When I meet them later and ask "did you have it repaired somewhere else?" typical answer is: "donīt worry Juan, I LIKE the way it works now"
Once I replaced a dead TL072 with an LM358, a lowly Op Amp which is better for DC, instrumentation, interface duty, but not for Audio, "it has no highs", because I had just run out of 072 (and of course job was urgent, it was Saturday night, and a Blues Harmonica player ***needed*** it to play 1 hour later)
I met him Months later: "I love the warm (no highs) / organic sound I have now".
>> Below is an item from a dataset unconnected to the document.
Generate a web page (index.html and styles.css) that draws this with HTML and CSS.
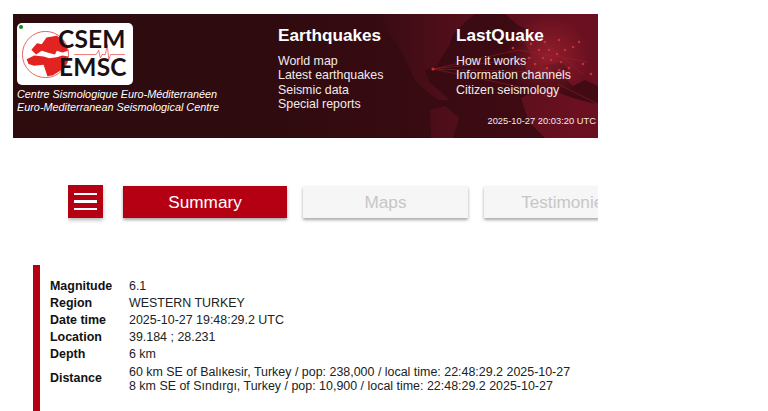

|ilyaa||9/19/2017 12:31 PM|
|with the heatsink repaired and the resistor replaced the amp seems to be working fine, 100%.|
think id rather leave the circuit stock - even though I like the idea of going 'back to basics' on this one, in the interest of saving me time and the client money I think I will let it run as it was -
making full power and sounding pretty good! maybe once these schematics are made available we can take another look....
|g1||9/19/2017 12:57 PM|
|I'm not clear on whether the Fet also ended up being bad or not and if it was replaced?|
|ilyaa||9/19/2017 2:52 PM|
|FET was still good! left it in there nice and cozy on a new heatsink bed|
|lowell||7/26/2018 9:34 AM|
|Would you please post screen voltage after repair woth power knob at 45W? Or do you remember? I have one in that has plates at 437v and screens at 304v at 45W. And it was brought in for flabby low end. I'm suspecting Vscreen should be a volt or 2 below plates at 45W per a typical design.|
Without a schematic this is a tough one. Any thoughts on soldering the Gate to the Drain to eliminate the Output control?